Thing is, Williams did not. As of Friday afternoon, the right to coach Chris Paul’s Hornets was still in the hands of Thibodeau, leaving Cool Hand Williams to sit and wait.
Which is exactly what he was doing Friday afternoon.
One of the hottest and most desired coaching names in the league was killing time, waiting to pick up his children from school. He also was thinking about his wife, Ingrid Williams, who is eight months pregnant with the family’s fifth child. And his church group. And the regional community that he and his family love.
The quiet time and a few precious minutes away from everything pressing, immediate and rumor-filled provided Williams with an open window.
One in which he could look out and see an undetermined, unwritten, exciting future.
One in which he could also look back on five years spent working with McMillan, lead assistant Dean Demopoulos, and general manager Kevin Pritchard as they reshaped and reformed the Blazers, turning the franchise from one of the weakest in professional sports into one of the strongest.

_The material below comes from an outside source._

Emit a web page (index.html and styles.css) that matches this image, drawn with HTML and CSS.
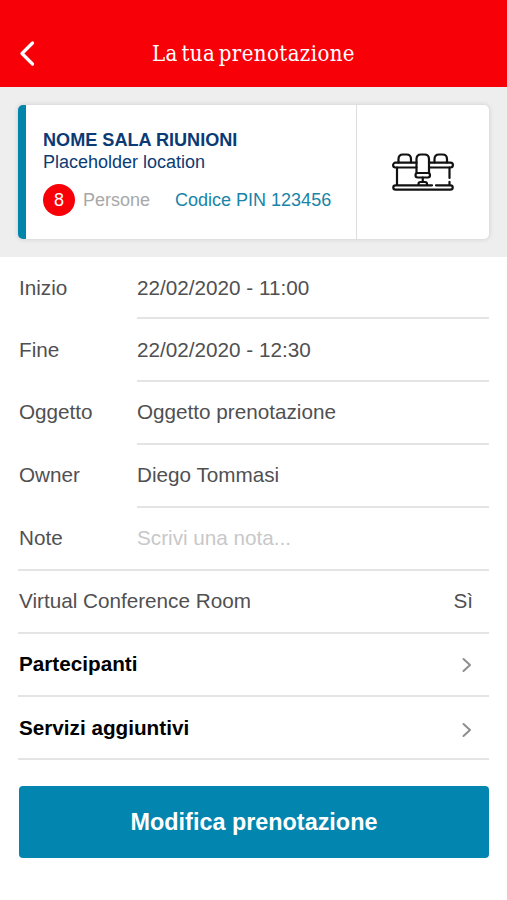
FILE: index.html
```html
<!DOCTYPE html>
<html lang="it">
<head>
  <meta charset="UTF-8">
  <meta name="viewport" content="width=device-width, initial-scale=1.0">
  <title>La tua prenotazione</title>
  <link rel="stylesheet" href="styles.css">
</head>
<body>
  <header class="header">
    <a href="#" class="back" aria-label="Indietro">
      <svg width="17" height="27" viewBox="0 0 17 27"><path d="M14.500 3 L4 13.500 L14.500 24"/></svg>
    </a>
    <h1>La tua prenotazione</h1>
  </header>

  <section class="room">
    <div class="card">
      <div class="card-info">
        <h2>NOME SALA RIUNIONI</h2>
        <p class="location">Placeholder location</p>
        <div class="meta">
          <span class="badge">8</span>
          <span class="people">Persone</span>
          <span class="pin">Codice PIN 123456</span>
        </div>
      </div>
      <div class="card-icon">
        <!-- meeting table with chairs -->
        <svg width="62" height="38" viewBox="0 0 62 38">
          <path d="M6.500 9.500V6Q6.500 1.500 11 1.500H14.500Q19 1.500 19 6V9.500"/>
          <path d="M42.500 9.500V6Q42.500 1.500 47 1.500H50.500Q55 1.500 55 6V9.500"/>
          <path d="M24.500 9.700H3.500a2.400 2.400 0 0 0 0 4.800H24.500M37 9.700H58.500a2.400 2.400 0 0 1 0 4.800H37"/>
          <path d="M24.500 20V6Q24.500 1.500 29 1.500H32.500Q37 1.500 37 6V20"/>
          <rect x="23.500" y="20" width="14.500" height="4.500" rx="2.200"/>
          <path d="M30.750 24.500V29M26.500 32V31Q26.500 29 28.500 29H33Q35 29 35 31V32"/>
          <path d="M5 14.500V32M57.500 14.500V25M57.500 28.800V32"/>
          <path d="M40 32.300H3.500a2.200 2.200 0 0 0 0 4.400H58.500a2.200 2.200 0 0 0 0-4.400H44"/>
        </svg>
      </div>
    </div>
  </section>

  <main class="details">
    <div class="row">
      <span class="label">Inizio</span>
      <span class="value">22/02/2020 - 11:00</span>
    </div>
    <div class="row">
      <span class="label">Fine</span>
      <span class="value">22/02/2020 - 12:30</span>
    </div>
    <div class="row">
      <span class="label">Oggetto</span>
      <span class="value">Oggetto prenotazione</span>
    </div>
    <div class="row">
      <span class="label">Owner</span>
      <span class="value">Diego Tommasi</span>
    </div>
    <div class="row full">
      <span class="label">Note</span>
      <span class="value placeholder">Scrivi una nota...</span>
    </div>
    <div class="row full between">
      <span>Virtual Conference Room</span>
      <span>Sì</span>
    </div>
    <a href="#" class="row full between link">
      <span>Partecipanti</span>
      <svg width="10" height="16" viewBox="0 0 10 16"><path d="M1.500 2 L8 8 L1.500 14"/></svg>
    </a>
    <a href="#" class="row full between link last">
      <span>Servizi aggiuntivi</span>
      <svg width="10" height="16" viewBox="0 0 10 16"><path d="M1.500 2 L8 8 L1.500 14"/></svg>
    </a>
    <button type="button" class="btn">Modifica prenotazione</button>
  </main>
</body>
</html>
```
FILE: styles.css
```css
* {
  box-sizing: border-box;
}
body {
  margin: 0;
  background: #fff;
  color: #505052;
  font-family: "Liberation Sans", Arial, sans-serif;
  font-size: 20.7px;
}
h1, h2, p {
  margin: 0;
}
a {
  color: inherit;
  text-decoration: none;
}
svg {
  display: block;
  fill: none;
  stroke-linecap: round;
  stroke-linejoin: round;
}
.header {
  display: grid;
  grid-template-columns: 60px 1fr 60px;
  align-items: center;
  height: 87px;
  padding-top: 20px;
  background: #f80008;
  color: #fff;
}
.header h1 {
  font-family: "DejaVu Serif Condensed", "DejaVu Serif", serif;
  font-size: 22px;
  font-weight: normal;
  letter-spacing: 0.4px;
  word-spacing: -3px;
  text-align: center;
  white-space: nowrap;
}
.back {
  padding-left: 18px;
}
.back svg {
  stroke: #fff;
  stroke-width: 3.2;
}
.room {
  height: 170px;
  padding: 18px 18px 0;
  background: #eee;
}
.card {
  display: flex;
  height: 134px;
  background: #fff;
  border-left: 8px solid #0285aa;
  border-radius: 5px;
  box-shadow: 0 0 5px rgba(0, 0, 0, 0.15);
}
.card-info {
  flex: 1;
  padding: 24px 0 0 17px;
}
.card-info h2 {
  color: #0b3b74;
  font-size: 18.1px;
  line-height: 22px;
}
.location {
  color: #0b3b74;
  font-size: 18px;
  line-height: 22px;
}
.meta {
  display: flex;
  align-items: center;
  margin-top: 11px;
  font-size: 18px;
}
.badge {
  width: 32px;
  height: 32px;
  border-radius: 50%;
  background: #f80008;
  color: #fff;
  line-height: 32px;
  text-align: center;
}
.people {
  margin-left: 8px;
  color: #a8a8a8;
}
.pin {
  margin-left: 25px;
  color: #1884a8;
}
.card-icon {
  display: flex;
  align-items: center;
  justify-content: center;
  width: 133px;
  border-left: 1px solid #ddd;
}
.card-icon svg {
  stroke: #111;
  stroke-width: 2.2;
}
.details {
  padding: 0 18px;
}
.row {
  display: flex;
  height: 63px;
  line-height: 59px;
}
.row:first-child {
  height: 62px;
  line-height: 62px;
}
.row:nth-child(2) {
  line-height: 61px;
}
.label {
  width: 119px;
  padding-left: 1px;
}
.value {
  flex: 1;
  border-bottom: 2px solid #e4e4e4;
}
.full {
  border-bottom: 2px solid #e4e4e4;
}
.full .value {
  border-bottom: none;
}
.placeholder {
  color: #c8c8c8;
}
.between {
  justify-content: space-between;
  padding: 0 16px 0 1px;
}
.link {
  color: #000;
  font-weight: bold;
}
.link svg {
  margin: 23px 1px 0 0;
  stroke: #8e8e8e;
  stroke-width: 2;
}
.last {
  line-height: 62px;
}
.last svg {
  margin-top: 25px;
}
.btn {
  display: block;
  width: 470px;
  height: 72px;
  margin: 26px 0 0 1px;
  border: none;
  border-radius: 4px;
  background: #0285ae;
  color: #fff;
  font-family: inherit;
  font-size: 23.4px;
  font-weight: bold;
}
```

“The first year was tough,” Williams said. “But the last four years, I really understood right from the jump that this was a special place. And that if I ever have to leave, it’ll be tough.”
Williams then spent several minutes emphasizing just how tough.
To the Notre Dame graduate who spent nine years playing in the NBA, Portland possesses a collection of young talent that is unlike any he has ever had the privilege of coaching.
Then there are the Blazer-based bonds that Williams has formed.
When Brandon Roy took the court with fluid in his knee, Williams was unable to sleep.
When Martell Webster was unhappy or unsure, Williams worried and wondered.
And when Steve Blake and Travis Outlaw were exchanged for Marcus Camby last season, Williams was on the verge of tears.
Which is what makes Williams so special — and so desired in the NBA. Because the same man who notices and feels everything around him is also widely known for being the one Blazer who could out-Sarge Sarge.
“A guy has to really love you to tell you the truth,” Williams said of his relationship with McMillan.
He added: “The coaches who bothered me the most when I was playing were the ones who told me everything was OK, when it wasn’t.”
Williams’ unshakable combination of honesty, loyalty and commitment are what first drew the eye of McMillan five years ago. Williams was young and largely unproven. But after playing for Pat Riley in New York and coaching under Gregg Popovich in San Antonio, he had learned the game from two of the best to ever walk the sideline.
Five years later, Williams referred to McMillan as one of the most influential people in his life.
“Nate has never straddled the line,” Williams said. “It’s not like he came in with a machine gun and started blowing people away. But he’s always been the guy who says, ‘Hey, Mont: don’t do that.’ Or ‘Look, let’s do this better.’ You don’t get that from a lot of people in the world we live in.”
In a league mostly filled with and surrounded by yes men, you also do not find many like Williams.
McMillan said Williams is a mentor. Someone whose devotion to and time spent working with young talent is unparalleled. A demanding coach who — much like McMillan — will push and pull as hard as possible. However, Williams is still close enough to the game and the millionaires who play it to know exactly when to walk over, reach out and listen.
“When I’m hard, he does a good job of making the read,” McMillan said. “And not that he’s soft on the guys — he just pulls the guys on the side and explains it to them in a different way.”
Now, Williams has likely coached his last game as a Blazer.
If he leaves, he will unquestionably have left a lasting mark. Meanwhile, Rip City will always have a spot in Williams’ heart.
“I’ve never been in a city where the assistant coaches get treated like I get treated,” Williams said. “I don’t take it for granted.”